The Netflix time-travel series Dark exhibits many motifs found in ancient Athenian tragedy, from themes to modes of presentation. These include the use of myth, emphasis on houses and family trauma, mirror scenes, and other techniques for showing parallel events across generations, acts of murder and incest, preoccupation with fate, and divine intervention in the form of deus-ex-machina appearances. Together these motifs encourage Dark to be viewed as a tragic enterprise for the twenty-first century.

“Oedipal Anxieties in HBO’s Westworld” by Kirsten Day

In recent decades, scholars have recognized close connections between Western film and Greek and Roman antiquity, a relationship HBO’s Westworld brings into sharp relief through classical themes, characterizations, and allusions. Two episodes from season 2 in particular have a heavy classical bent. Episode 4 (“Riddle of the Sphinx”) casts park owner James Delos as an Oedipus figure who, in attempting to avoid his fate, runs right into it, as he is confronted with the truth about his nature and identity. In episode 9, William too is identified with Oedipus, when his wife commits suicide after recognizing her husband’s true nature, and William murders his own kin through a failure of recognition, while quotations from Plutarch and Plotinus highlight the issues of identity, fate, and self-knowledge that resound throughout the episode. While the series more broadly is concerned with patriarchal overreach and issues of free will and identity, these two episodes, when examined through a classical lens, offer a concentrated view. In the end, much like its Sophoclean predecessor, Westworld works as an implicit criticism of unbridled ambition, patriarchal narcissism, and lack of self-awareness.

“Casting Black Athenas: Black Representation of Ancient Greek Goddesses in Modern Audiovisual Media and Beyond” by Aimee Hinds Scott and Maciej Paprocki

This article focuses on Black representations of Greco-Roman goddesses in film and on television, exploring the historical and ideological conditions which have allowed audiences to react neutrally or favorably toward such representations. Adopting the transmedial perspective, the intersecting forces that have gradually disjointed conceptions of the gods and goddesses of Greek mythology in popular culture and imagination are considered. Such forces include nonspecialist understandings of ancient gender and its artistic interpretation, race versus colorism, and the commodity culture of cinema. Some portrayals of Black goddesses examined in this article appear in works imagineered or influenced by Disney: Hercules (1997 film, 1998–1999 animated series), The Little Mermaid (1989 film, 2008 Broadway musical) and Once Upon a Time (2011–2018 television series), whereas others appear in Syfy’s The Magicians (2015-2020 television series) and Rick Riordan’s Percy Jackson (2010 film and the upcoming television series). Casting Black women as Greek goddesses gradually weakens the conceptual entanglement between the Whiteness and the Greco-Roman divine, priming audiences to accept alternative representations of deities through cultural accretion.

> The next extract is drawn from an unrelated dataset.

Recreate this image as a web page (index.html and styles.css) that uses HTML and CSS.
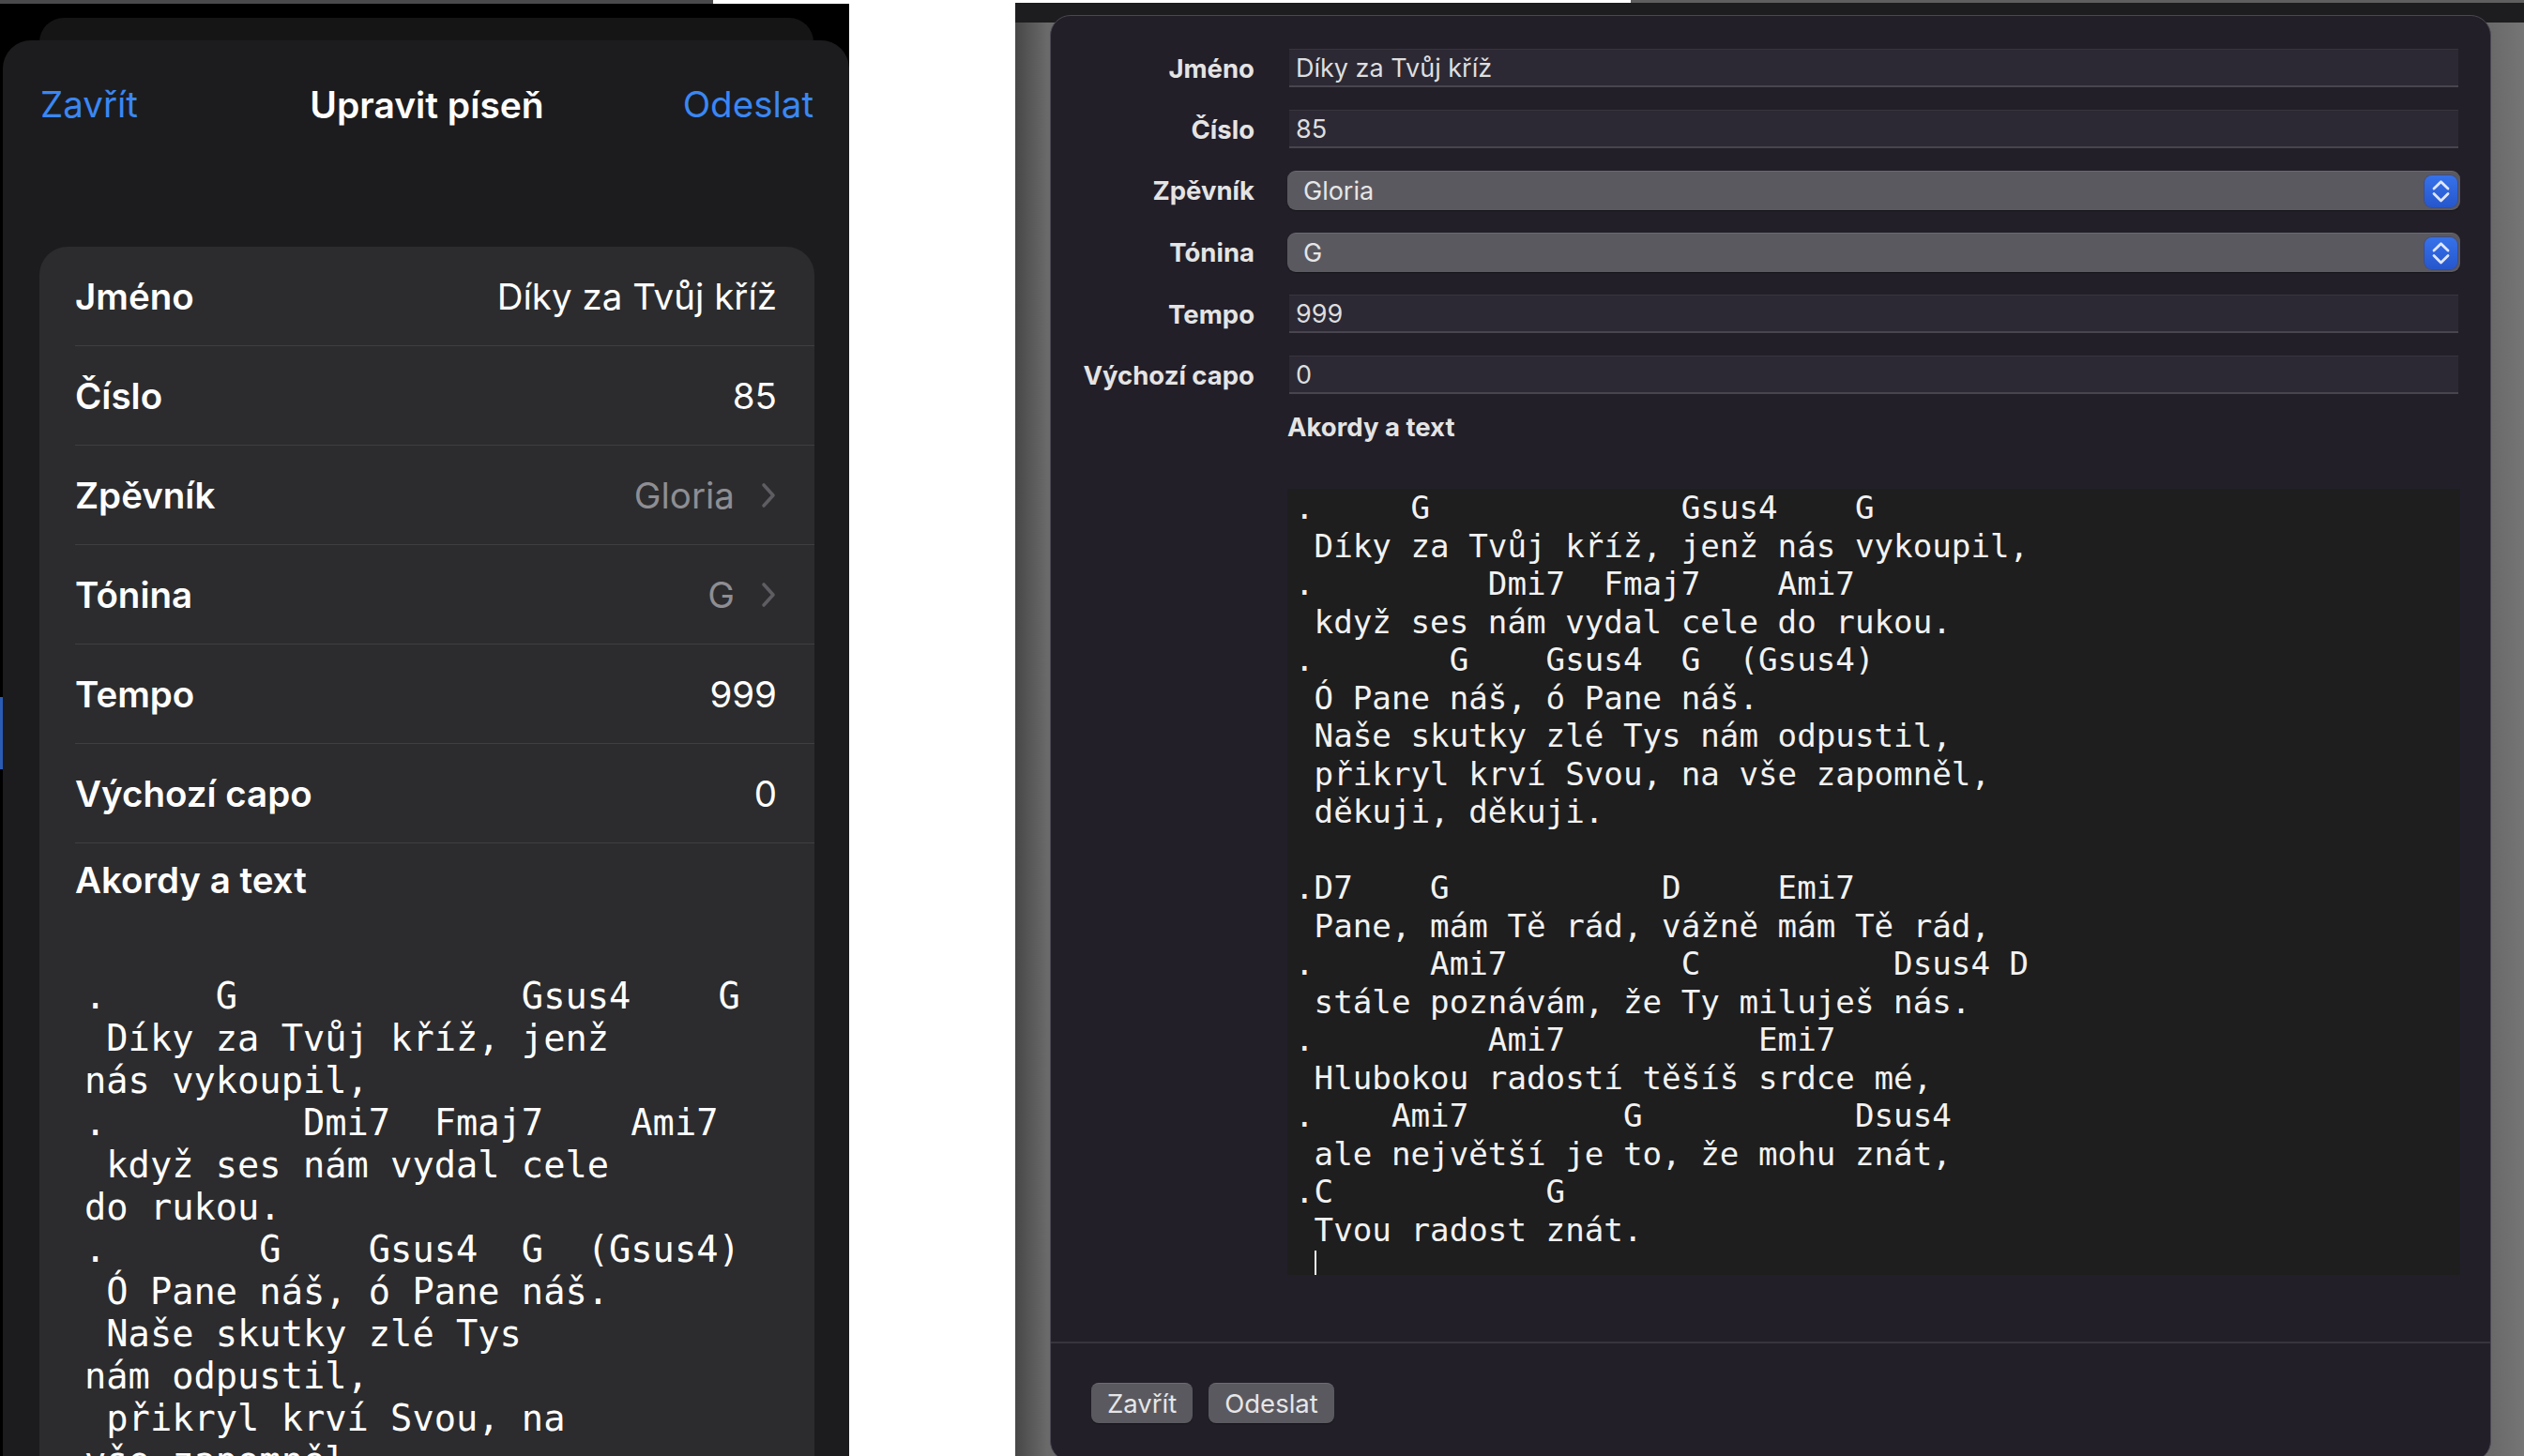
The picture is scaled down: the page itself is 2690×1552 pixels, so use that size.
FILE: index.html
```html
<!DOCTYPE html>
<html lang="cs">
<head>
<meta charset="utf-8">
<title>Upravit píseň</title>
<link rel="stylesheet" href="styles.css">
</head>
<body>
<section class="ios">
  <div class="ios-top"><span class="seg-gray"></span><span class="seg-white"></span></div>
  <div class="backsheet"></div>
  <div class="sheet">
    <header class="nav">
      <span class="nav-btn left">Zavřít</span>
      <span class="nav-title">Upravit píseň</span>
      <span class="nav-btn right">Odeslat</span>
    </header>
    <div class="card">
      <div class="row"><span class="row-label">Jméno</span><span class="row-value">Díky za Tvůj kříž</span></div>
      <div class="row"><span class="row-label">Číslo</span><span class="row-value">85</span></div>
      <div class="row"><span class="row-label">Zpěvník</span><span class="row-value muted">Gloria<svg class="chev" viewBox="0 0 18 30" width="18" height="30"><path d="M4 4 L14 15 L4 26" fill="none" stroke="#5d5d62" stroke-width="3.6" stroke-linecap="round" stroke-linejoin="round"/></svg></span></div>
      <div class="row"><span class="row-label">Tónina</span><span class="row-value muted">G<svg class="chev" viewBox="0 0 18 30" width="18" height="30"><path d="M4 4 L14 15 L4 26" fill="none" stroke="#5d5d62" stroke-width="3.6" stroke-linecap="round" stroke-linejoin="round"/></svg></span></div>
      <div class="row"><span class="row-label">Tempo</span><span class="row-value">999</span></div>
      <div class="row"><span class="row-label">Výchozí capo</span><span class="row-value">0</span></div>
      <div class="section-head">Akordy a text</div>
<pre class="ios-mono">.     G             Gsus4    G
 Díky za Tvůj kříž, jenž
nás vykoupil,
.         Dmi7  Fmaj7    Ami7
 když ses nám vydal cele
do rukou.
.       G    Gsus4  G  (Gsus4)
 Ó Pane náš, ó Pane náš.
 Naše skutky zlé Tys
nám odpustil,
 přikryl krví Svou, na
vše zapomněl,</pre>
    </div>
  </div>
  <span class="edge-mark"></span>
</section>

<div class="gap"></div>

<section class="mac">
  <div class="mac-top"><span class="seg-white"></span><span class="seg-gray"></span></div>
  <div class="desk">
    <div class="window">
      <div class="form">
        <label class="f-label">Jméno</label>
        <div class="field">Díky za Tvůj kříž</div>
        <label class="f-label">Číslo</label>
        <div class="field">85</div>
        <label class="f-label">Zpěvník</label>
        <div class="popup"><span>Gloria</span><svg class="stepper" viewBox="0 0 35 34" width="35" height="34"><path d="M10 14 L17.5 6.8 L25 14" fill="none" stroke="#dfe6fb" stroke-width="2.8" stroke-linecap="round" stroke-linejoin="round"/><path d="M10 19.5 L17.5 27 L25 19.5" fill="none" stroke="#dfe6fb" stroke-width="2.8" stroke-linecap="round" stroke-linejoin="round"/></svg></div>
        <label class="f-label">Tónina</label>
        <div class="popup"><span>G</span><svg class="stepper" viewBox="0 0 35 34" width="35" height="34"><path d="M10 14 L17.5 6.8 L25 14" fill="none" stroke="#dfe6fb" stroke-width="2.8" stroke-linecap="round" stroke-linejoin="round"/><path d="M10 19.5 L17.5 27 L25 19.5" fill="none" stroke="#dfe6fb" stroke-width="2.8" stroke-linecap="round" stroke-linejoin="round"/></svg></div>
        <label class="f-label">Tempo</label>
        <div class="field">999</div>
        <label class="f-label">Výchozí capo</label>
        <div class="field">0</div>
        <div class="chords-label">Akordy a text</div>
<pre class="mac-mono">.     G             Gsus4    G
 Díky za Tvůj kříž, jenž nás vykoupil,
.         Dmi7  Fmaj7    Ami7
 když ses nám vydal cele do rukou.
.       G    Gsus4  G  (Gsus4)
 Ó Pane náš, ó Pane náš.
 Naše skutky zlé Tys nám odpustil,
 přikryl krví Svou, na vše zapomněl,
 děkuji, děkuji.

.D7    G           D     Emi7
 Pane, mám Tě rád, vážně mám Tě rád,
.      Ami7         C          Dsus4 D
 stále poznávám, že Ty miluješ nás.
.         Ami7          Emi7
 Hlubokou radostí těšíš srdce mé,
.    Ami7        G           Dsus4
 ale největší je to, že mohu znát,
.C           G
 Tvou radost znát.
 <span class="caret"></span></pre>
      </div>
      <footer class="footer">
        <button class="btn">Zavřít</button>
        <button class="btn">Odeslat</button>
      </footer>
    </div>
  </div>
</section>
</body>
</html>
```
FILE: styles.css
```css
* { box-sizing: border-box; margin: 0; padding: 0; }

html, body {
  width: 2690px;
  height: 1552px;
  overflow: hidden;
  background: #ffffff;
}

body {
  display: flex;
  font-family: Inter, "Noto Sans", sans-serif;
}

/* ---------- iOS panel ---------- */
.ios {
  position: relative;
  flex: none;
  width: 905px;
  height: 1552px;
  background: #000;
  display: flex;
  flex-direction: column;
  overflow: hidden;
}

.ios-top {
  flex: none;
  height: 4px;
  display: flex;
}
.ios-top .seg-gray { width: 760px; background: #4a4a4c; }
.ios-top .seg-white { flex: 1; background: #fff; }

.backsheet {
  flex: none;
  height: 40px;
  margin: 15px 38px 0 42px;
  background: #151516;
  border-radius: 26px 26px 0 0;
}

.sheet {
  flex: 1;
  margin: -16px 0 0 3px;
  background: #1c1c1e;
  border-radius: 30px 30px 0 0;
  display: flex;
  flex-direction: column;
}

.nav {
  flex: none;
  height: 136px;
  padding: 0 38px 0 40px;
  display: grid;
  grid-template-columns: 1fr auto 1fr;
  align-items: center;
  font-size: 38.5px;
}
.nav-btn { color: #3a87f4; }
.nav-btn.right { justify-self: end; }
.nav-title { color: #fff; font-weight: 600; font-size: 39px; }

.card {
  flex: 1;
  margin: 84px 37px 0 39px;
  background: #2c2c2e;
  border-radius: 30px 30px 0 0;
  color: #fff;
  font-size: 38.5px;
}

.row {
  height: 106px;
  margin-left: 38px;
  padding-right: 40px;
  border-bottom: 1px solid #3f3f42;
  display: flex;
  align-items: center;
  justify-content: space-between;
}
.row-label { font-weight: 600; }
.row-value { display: flex; align-items: center; gap: 27px; }
.row-value.muted { color: #8e8e93; }
.chev { display: block; }

.section-head {
  height: 78px;
  margin-left: 38px;
  display: flex;
  align-items: center;
  font-weight: 600;
}

.ios-mono {
  margin-top: 62px;
  padding-left: 48px;
  font-family: "DejaVu Sans Mono", "Liberation Mono", monospace;
  font-size: 38.7px;
  line-height: 45px;
  color: #fff;
  white-space: pre;
}

.edge-mark {
  position: absolute;
  left: 0;
  top: 743px;
  width: 3px;
  height: 77px;
  background: #2a5bb5;
}

/* ---------- gap ---------- */
.gap {
  flex: none;
  width: 177px;
  background: #fff;
}

/* ---------- macOS panel ---------- */
.mac {
  flex: 1;
  height: 1552px;
  display: flex;
  flex-direction: column;
  overflow: hidden;
}

.mac-top {
  flex: none;
  height: 3px;
  display: flex;
}
.mac-top .seg-white { width: 656px; background: #fff; }
.mac-top .seg-gray { flex: 1; background: #5f5f5f; }

.desk {
  flex: 1;
  padding: 13px 0 0 37px;
  background:
    linear-gradient(#1d1d1f, #1d1d1f) top left / 100% 21px no-repeat,
    linear-gradient(to right, #474747 0, #6a6a6a 34px, #606060 50%, #6a6a6a calc(100% - 34px), #757575 100%);
}

.window {
  width: 1536px;
  height: 1542px;
  background: #221f29;
  border: 1px solid #4b4852;
  border-radius: 22px;
  display: flex;
  flex-direction: column;
  overflow: hidden;
  color: #e0e0e0;
}

.form {
  padding: 35px 34px 0 0;
  display: grid;
  grid-template-columns: 217px 1fr;
  column-gap: 37px;
  row-gap: 24px;
  align-items: center;
}

.f-label {
  text-align: right;
  font-weight: 700;
  font-size: 27.5px;
  color: #e4e4e4;
}

.field {
  height: 41px;
  padding-left: 7px;
  display: flex;
  align-items: center;
  background: #2c2934;
  border-top: 1px solid #38353f;
  border-bottom: 2px solid #48454f;
  font-size: 27px;
  color: #dedede;
}

.popup {
  height: 42px;
  margin: 0 -2px;
  padding: 0 3px 0 17px;
  display: flex;
  align-items: center;
  justify-content: space-between;
  background: #5b5960;
  border-top: 1px solid #6b6970;
  border-radius: 9px;
  box-shadow: 0 1px 1px rgba(0, 0, 0, 0.35);
  font-size: 27px;
  color: #e6e6e6;
}

.stepper {
  display: block;
  border-radius: 8px;
  background: linear-gradient(#3672ea, #2656cc);
  box-shadow: 0 0 0 1px rgba(40, 70, 160, 0.6);
}

.chords-label {
  grid-column: 2;
  margin-left: -2px;
  margin-top: -2px;
  font-weight: 700;
  font-size: 27.5px;
  line-height: 26px;
  color: #e4e4e4;
}

.mac-mono {
  grid-column: 2;
  height: 838px;
  margin: 29px -2px 0;
  padding: 0 8px;
  overflow: hidden;
  background: #1e1e1e;
  font-family: "DejaVu Sans Mono", "Liberation Mono", monospace;
  font-size: 34.2px;
  line-height: 40.5px;
  color: #f2f2f2;
  white-space: pre;
}

.caret {
  display: inline-block;
  width: 2px;
  height: 38px;
  background: #f2f2f2;
  vertical-align: -8px;
}

.footer {
  flex: 1;
  margin-top: 71px;
  padding: 42px 0 0 43px;
  border-top: 2px solid #37343e;
  display: flex;
  align-items: flex-start;
  gap: 17px;
}

.btn {
  height: 43px;
  padding: 0 17px;
  font-family: Inter, "Noto Sans", sans-serif;
  font-size: 27.5px;
  color: #e6e6e6;
  background: #5b5960;
  border: none;
  border-top: 1px solid #6e6c73;
  border-radius: 8px;
  box-shadow: 0 1px 1px rgba(0, 0, 0, 0.35);
}
```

“Heroes Never Sweat the Small Stuff: Fortuna in the CW’s Supernatural” by Jennifer Ann Rea

The TV show Supernatural (2005–2020) features itinerant brothers Sam and Dean Winchester battling pagan gods from ancient Greco-Roman mythology who pose a threat to the present-day American way of life. The show utilizes two key concepts to define perils to American culture and values: the frontier myth and the myth of American exceptionalism. In a remote town in Alaska (i.e., the frontier), the brothers encounter the Roman goddess Fortuna, who reveals to the Winchesters how they can protect America. Fortuna’s appearance signifies a shift in how the show’s heroes, Sam and Dean, see themselves: they are forced to experience the despair everyday Americans feel when their luck runs out. A critical analysis of several key episodes will demonstrate that as the series advances, the focus on the brothers’ erasure of pagan threats to America is replaced by a critique of monotheistic religion, a reexamination of the myth of American exceptionalism, and social commentary on the problems with a culture based on consumerism.